It started because we lost our dog. Well, not lost. He died. After 14 years of licks (his) and loony dog-centric behaviour (ours) he’s gone. The house felt very, very empty for many, many months after that last week of last summer. And even though we could roar with laughter about how there was nothing now to do with the spare shavings of Parmesan cheese, and how unattended boxes of teriyaki chicken were not a cleaning disaster in the making anymore, there were still days during our first year without him that I could and would inexplicably burst into tears at the thought of his warm paw and smelly butt and ridiculously needy terrier personality.
I’m not sure what my husband thought of this, or whether he ever had to blink away tears, but regardless, in the spring he bought a bird feeder and a huge sack of no-name feed that cost about $2.99.
The first birds were a couple of sparrows and the female of the pair only had one leg. From our kitchen window we marvelled at her adept hopping to and fro and felt virtuous — if not for our feed, she might have starved and died, given her handicap.
A few migrating oddball birds flew in for sustenance and a dip in our bird bath on their way north or east or west in May. But it took a good two to three weeks before a second pair joined us. And then about a week before five others (maybe their babies, we surmised) hung out.
We hauled out binoculars and a bird book, and as I read on a lounger on the patio, I enjoyed the idea of birds in an urban oasis.
And then I noticed some interesting plants growing in the nearby garden, attributed them to the bundles of seeds a friend had given me and forgot to watch the birds. Except the feeder was empty. So we filled it. And it went down to half in about a week. We filled it again. Now 3 out of 4 perches were filled simultaneously with birds, unless the lower bird could muscle one of the top birds off. How cute and human-child-like, we thought, they don’t like to sit on the lower bunks because a seed occasionally gets dropped on their head.

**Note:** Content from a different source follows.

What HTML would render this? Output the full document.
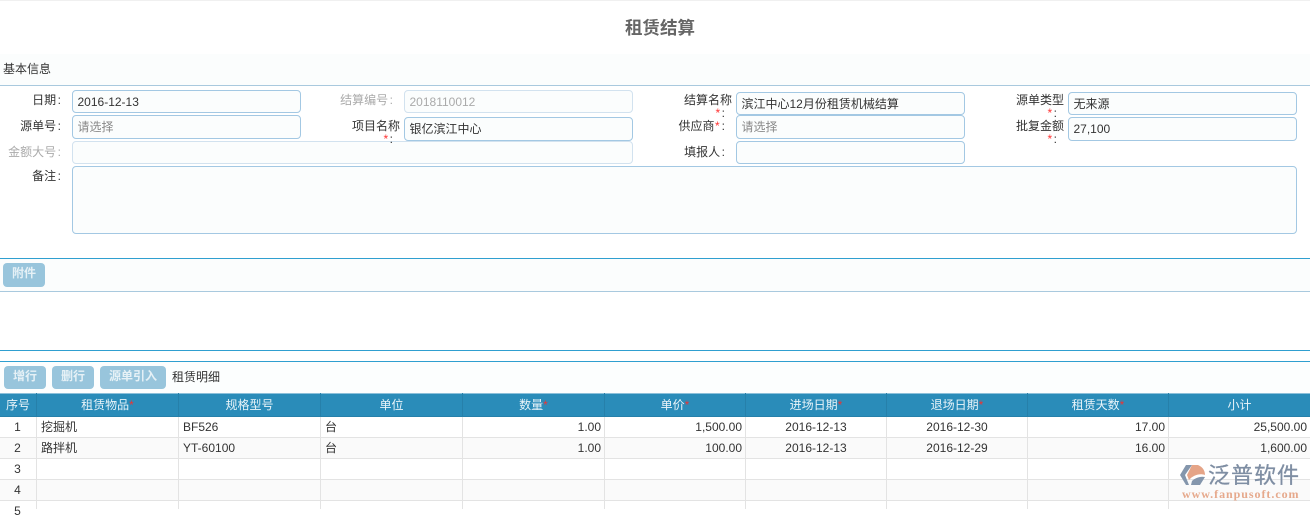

And then…the little plants grew thick and strong and my guy said, “They’re sunflowers,” and I said, “She wouldn’t have dared give me sunflowers, I detest them.” He smiled sagely. “They’re from the birds’ dropped seed.” Hrmphh, I thought, waiting to see what they grew up to be before blaming the little tweets.
And then…the feeder emptied in two days. And a class of 10 birds scooped up the dropped seeds while the four (yes four, now) perched above. And then…the feeder emptied in half a day and there were 16 birds on the ground, on the fence, in the sunflower leaves, and there were four on the feeder and six more circling and flapping them away and birds on the fence, in the ivy next door, and oh, there’s a chipmunk on the fence, maybe two, and there are more and more birds, and gee doesn’t anyone else on this street feed birds, and why do they like cheap seed?
So now we have a flock (or six) and my friend the gardener is warning me that if I leave the feeder up over winter they’ll spill into the snow and I’ll have rodents and varmits snacking in my backyard.
And I wonder, how do I wean them off? So we let the feeder stay at quarter full for a day, and the birds go away, but come back when it’s full. And then a magpie swoops down and eats a little bird one day when there are about 30 of them on the ground and I’m getting seriously stressed and my guy says he just wanted a few animals to watch and look after in lieu of the dog. And then we have a fight in the Safeway because he wants to buy more bags of $2.99 seed and I think it’s cruel, because if we don’t cut off the supply of heroin now, before it gets cold and autumn-like, the birds are going to suffer.
And I’m wondering if I should renege on my vow to not get another mutt any time soon because it’s too much responsibility.